Hay un lugar en la Provincia de Santa Cruz, abundante en pingüinos desde hace milenios, donde Fitz Roy hizo reparar la nave Beagle, esa en la que viajaba Charles Darwin.
El trabajo consistió en agregar al casco planchas de cobre antes de cruzar al Océano Pacífico y quizás, como decía Anibal Ford, continuar con las tareas de espionaje que se le habían encomendado.
Décadas después, en ese inhóspito lugar, la marina argentina tenía previsto hacer balizamientos que permitirían luego colocar faros para favorecer la navegación de la zona. Había que tomar medidas, establecer distancias, colocar marcas.
Era la mañana del 25 de enero de 1916. Para la tarea de medir distancias que permitieran confeccionar un mapa actualizado se había designado al Ingeniero Maquinista de 3* Ricardo Iribas. El barco “Alférez McKinlay” lo dejó con un teodolito en un tranquilo islote pedregoso, y de acuerdo al protocolo, luego de que hiciera sus mediciones se lo pasaría a buscar.
Era un día de verano relativamente apacible. Ricardo, luego de quedar en tierra y saludar a sus compañeros, se dedicó prolijamente a abrir la caja donde tenía su equipo de medición y preparar el trípode donde atornillar el teodolito.
Algo le trajo a la mente una conversación, en la que le había dicho a Zulema en la puerta de Gath & Chaves “quien sabe si nos vamos a volver a ver”. Pensó que no era lógico que alguien de 23 años dijera “quien sabe” mientras colocaba el lente.

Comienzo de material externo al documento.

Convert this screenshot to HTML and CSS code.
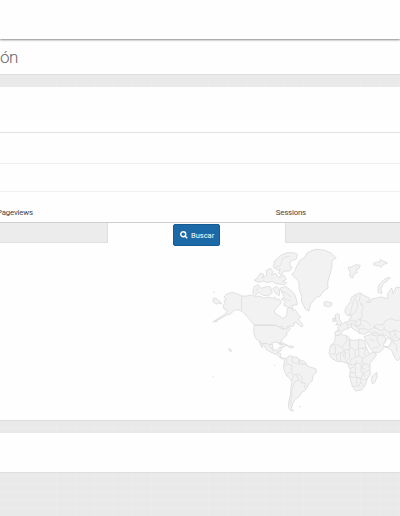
FILE: index.html
```html
<!DOCTYPE html>
<html lang="es">
<head>
<meta charset="utf-8">
<title>Administración</title>
<link rel="stylesheet" href="styles.css">
</head>
<body>
<header class="topbar"></header>
<h1 class="title">ón</h1>
<main class="panel">
  <div class="row row-a"></div>
  <div class="row row-b"></div>
  <div class="row row-c"></div>
  <div class="labels"><span class="label-pages">Pageviews</span><span class="label-sessions">Sessions</span></div>
  <div class="filters">
    <div class="field field-left"></div>
    <button class="search"><svg class="icon" viewBox="0 0 16 16"><circle cx="6.5" cy="6.5" r="5" /><path d="M10.5 10.5L14.5 14.5" /></svg>Buscar</button>
    <div class="field field-right"></div>
  </div>
  <svg class="map" viewBox="0 243 400 178">
    <!-- Americas -->
    <g class="land" transform="translate(210 246) scale(.3333)">
      <path d="M95 150L82 143 64 139 48 146 42 154 50 160 41 165 46 171 39 178 42 189 52 193 50 199 40 208 28 215 8 228 30 219 50 207 63 203 72 193 84 191 95 196 105 204 116 217 127 231 133 238H197L207 243 219 241 212 249 223 248 235 240 246 242 254 236 250 232 258 229 268 238 276 243 279 238 272 228 264 219 272 214 264 204 255 190 249 195 242 184 232 186 231 200 228 212 218 217 206 208 196 204 193 194 201 184 209 177 214 169 208 159 199 162 195 153 188 157 176 154 161 156 148 150 137 153 124 147 110 150z"/>
      <path d="M133 238H197L207 243 216 248 225 250 237 243 241 248 236 255 230 260 231 267 220 277 213 285 216 298 209 296 206 289 195 288 184 292 177 302 168 292 156 293 146 284 137 277 132 264 131 249z"/>
      <path d="M148 285L156 293 168 292 181 297 187 294 188 306 193 313 204 311 208 304 217 304 211 316 201 319 212 323 211 333 220 337 226 336 222 340 211 336 201 326 187 321 169 311 163 299 156 293 158 306 151 296z"/>
      <path d="M224 341L233 333 241 329 251 333 262 334 268 341 280 345 287 350 291 360 304 364 318 369 319 379 309 390 307 404 298 412 292 423 285 433 276 439 270 448 260 458 252 465 247 477 244 488 251 495 240 493 235 482 237 464 242 444 243 424 246 408 240 398 230 389 222 372 221 356z"/>
      <path d="M206 292l10-2 12 5 8 5-8-1-9-4zM235 302l8-3 9 4-8 3zM218 301l6 0-3 3z"/>
      <path d="M245 85L255 76 259 62 270 43 285 34 291 21 315 10 342 12 365 22 379 36 366 42 366 63 358 91 353 110 354 127 341 135 329 152 318 154 302 174 297 195 286 189 275 167 274 147 268 132 266 106 258 98z"/>
      <path d="M190 63L194 45 211 29 231 20 250 20 262 25 259 39 242 45 239 58 247 64 239 75 222 75 214 87 205 80 211 69 200 72z"/>
      <path d="M132 103L144 94 152 81 162 86 157 96 169 89 170 72 181 67 190 77 184 87 198 82 205 94 221 87 229 100 217 106 230 110 223 116 198 113 187 106 173 110 160 105 145 109z"/>
      <path d="M128 142L132 122 143 116 155 127 167 122 181 123 187 140 174 150 157 147 146 138 137 149z"/>
      <path d="M188 128l12-7 9 9-1 19-9-5zM211 126l15-5 13 9 14 13 6 17 3 16-16 2 3 12-17-8-11-4 5-11-12-7 9-9-7-10z"/>
      <path d="M10 156l10 2 11 9 4 7-10-3-4 4-12-8zM55 308l7 2 3 6-6-1zM10 139h5M15 227h8M267 483l6-2M192 358h4M8 392l4 1"/>
    </g>
    <g class="borders" transform="translate(210 246) scale(.3333)">
      <path d="M95 150V196M133 238H197M247 332l-1 16 16 5 6-12M222 360l12-6 12 4-2 16 5 13 17-3 10 9 0 14 11 6-4 13M232 338l-2 15M230 388l11-11M251 389l-6 16M258 386l8 15-12 7-8 23-2 25-3 17 4 14M265 403l12 9 8-2M268 341l0 14 20-1M274 348l4 8M194 65l17-6 8-23M220 35l20-5M138 135l8-11M214 135l17 8 14 12M218 156l24 8M177 302l9 5 3 10"/>
    </g>
    <!-- Europe, Africa and Asia -->
    <g class="land" transform="translate(310 246) scale(.3333)">
      <path d="M114 65L126 62 137 56 151 58 147 68 137 71 143 79 130 86 129 96 119 91 121 80z"/>
      <path d="M190 52l13-5 5 4 4-11 7 5 13 6-12 5-8 8-7-5-14-2z"/>
      <path d="M204 139L205 120 216 106 229 96 241 95 233 104 221 112 213 128 216 142z"/>
      <path d="M42 169l8-3 8 3 7 1 1 7-10 6-8-3-5 0z"/>
      <path d="M76 207l5-5 8 5-1 13 7 8-3 8-15 1 5-8-6-8zM68 218l7-3 2 10-8 3z"/>
      <path d="M105 192L110 181 120 169 125 153 138 145 150 140 162 149 179 156 178 165 169 169 181 169 184 160 202 155 215 153 234 158 233 143 245 126 249 143 258 124 273 125V278L256 275 246 284 237 278 227 266 220 272 204 263 190 264 177 257 164 265 148 262 139 255 130 249 122 243 113 249 101 251 91 266 76 270 75 258 88 254 83 244 93 238 104 229 117 226 118 218 124 216 122 204 113 209 106 203z"/>
      <path d="M76 270L91 266 107 268 116 273 118 280 133 284 148 280 164 284 168 302 178 323 192 319 200 324 191 339 180 351 180 371 181 385 172 399 166 417 155 432 137 435 127 421 119 392 121 371 112 352 97 347 81 346 65 337 57 322 61 300 74 286z"/>
      <path d="M163 272L181 265 198 270 218 266 228 276 226 284 219 293 223 304 209 319 190 319 180 306 170 289z"/>
      <path d="M223 302L237 301 246 285 273 280V331L263 345 254 335 246 315 239 308z"/>
      <path d="M187 390l7-6 6-5 2 12-8 19-7 3-3-12z"/>
    </g>
    <g class="borders" transform="translate(310 246) scale(.3333)">
      <path d="M117 213l7-23 7-27 10-15M138 160l6 20-9 20-11 8M151 143l-3 21 7 16M155 171l6 12-7 14 3 15-8 8 4 15-9 8M104 229l10 7 12-4 11 9 15-4M117 226l10-4 10 5 9-7 14 3M137 241l9 8 16-2 14 6 14-8 14 2M127 228l-4 16M113 236l-1 12M137 225l0 16M160 223l12 5 10 11M78 251l14 4M151 235l10 8M148 262l0-12M192 245l9-10 18 2 7-13 19-6 15 6 13-2M192 235l4 12 17 7 12-4 14 9 17-6 15 5M223 239l-1 12M238 256l5 22 16-18M183 266l10-10 9 8M218 260v14M250 250l9 22M235 272l-12 22M248 288l12 10 0 17M205 270l-5 13 13 19M178 278l16 8M189 306l16-3"/>
      <path d="M107 268l4 16-15 20-17-10-17 5M96 304l7 12-3 17M62 323l18 2 16-6 12-9 12 1 0-26M76 300v22M80 325l0 19M91 321l1 26M118 280v23l18 10M146 281v26M146 307h21M136 313l10-6M116 312l4 23-12 10M106 318l-1 22M136 313l-1 21-15 9M135 334l11-4 13 7 18-11M146 307v23M166 302l-2 26M159 337l-4 13 20 5M122 345l-2 12 16-2 4-12M120 367l13-4 5-11 16 3-1 21 8 8 9-9 10-2M119 380h16l4 14 13 2 8-12M119 392l32 4 2 15-15 11-9-2M152 396l9 6 11-4M153 411l9 9M136 381l2-18M162 354l-6 11 9 6M172 363l8-2M141 397l-1 18M141 418l11 4M159 377l5 16M118 352l-12-5"/>
    </g>
  </svg>
</main>
<section class="footer-panel"></section>
</body>
</html>
```

FILE: styles.css
```css
* { box-sizing: border-box; }
body {
  margin: 0;
  height: 516px;
  overflow: hidden;
  font-family: Roboto, "Liberation Sans", sans-serif;
  background-color: #e9e9e9;
  background-image:
    repeating-linear-gradient(0deg, transparent 0 7px, rgba(255,255,255,.15) 7px 8px),
    repeating-linear-gradient(90deg, transparent 0 18px, rgba(255,255,255,.1) 18px 19px);
}
.topbar {
  position: relative;
  height: 39px;
  background: #fefefe;
  box-shadow: 0 1px 2px #888;
}
.title {
  margin: 0;
  height: 36px;
  padding-top: 8px;
  background: #fefefe;
  border-bottom: 1px solid #e0e0e0;
  font-size: 17px;
  line-height: 20px;
  font-weight: 300;
  letter-spacing: -.6px;
  color: #666;
}
.panel {
  margin-top: 12px;
  height: 334px;
  background: #fefefe;
  border-bottom: 1px solid #ddd;
}
.row { border-bottom: 1px solid #e3e3e3; }
.row-a { height: 46px; }
.row-b { height: 31px; border-color: #eee; }
.row-c { height: 28px; border-color: #f0f0f0; }
.labels {
  display: flex;
  justify-content: space-between;
  height: 31px;
  padding: 15px 94px 0 0;
  border-bottom: 1px solid #cfcfcf;
  font-size: 7.8px;
  line-height: 12px;
  letter-spacing: -.15px;
  color: #444;
}
.label-pages { margin-left: -3px; }
.filters { display: flex; justify-content: space-between; height: 20px; }
.field { height: 20px; background: #ececec; border: 1px solid #dfdfdf; border-top: 0; }
.field-left { width: 108px; border-left: 0; }
.field-right { width: 115px; border-right: 0; }
.search {
  display: flex;
  align-items: center;
  gap: 3px;
  width: 47px;
  height: 22px;
  margin: 1px auto 0 65px;
  padding: 0 0 0 6px;
  border: 1px solid #155b94;
  border-radius: 2px;
  background: #1b69a6;
  color: #fff;
  font: 7.5px Roboto, sans-serif;
}
.icon { width: 8px; height: 8px; flex: none; fill: none; stroke: #fff; stroke-width: 2.8; }
.map { display: block; width: 400px; height: 178px; }
.land { fill: #f2f2f2; stroke: #dcdcdc; stroke-width: 2.6; stroke-linejoin: round; }
.borders { fill: none; stroke: #dedede; stroke-width: 2.3; }
.footer-panel {
  height: 40px;
  margin-top: 12px;
  background: #fefefe;
  border-bottom: 1px solid #dedede;
}
```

Ubicado todo en su lugar, mientras ponía el ojo en el grueso vidrio del equipo recordó a su pueblo recostado sobre el río Paraná y al muelle de los Traverso, donde había adquirido su afición por la navegación.
Prolijamente, en papeles que después serían inútiles, anotó con cuidado los minutos y segundos de los ángulos que iba registrando.
El planeta Tierra tiene esa rara costumbre de girar a alta velocidad, lo que produce que la fuerza centrífuga arrastre el agua hacia el Ecuador. Además, por su inclinación y la fuerza de atracción lunar, mueve de un lado al otro gigantescas masas de agua, que en la Patagonia hace que las mareas puedan subir hasta 6 metros de altura.
En girar el disco vertical estaba concentrado Ricardo, cuando notó las primeras ondas de agua fría mojando las suelas de sus botas. Helada pero bien transparente, tanto que dejaba ver las piedras del fondo como si fueran mas brillosas. Primero fue solo una sensación de frío, pero un rato después aceptó que el agua ya le llegaba a los tobillos. Ricardo guardó el teodolito y cuando terminó la pesada caja de madera flotaba.
Las olas, golpeando a 400 metros sobre la costa rocosa allá en tierra firme, marcaban el lugar adonde era imposible llegar nadando.
Cuando el agua le llegó a la cintura su islote había desaparecido completamente, era solo un resto de memoria. El teodolito flotaba lejos en su caja y mas allá las planillas con sus anotaciones. Todo se hacía ahora insignificante.
No se sabe si se quedó en el lugar o si intentó nadar a tierra firme, solo sabemos que el “Alférez McKinlay” no llegó a rescatarlo.
Ricardo Iribas, metáfora del argentino de a pie, había quedado olvidado.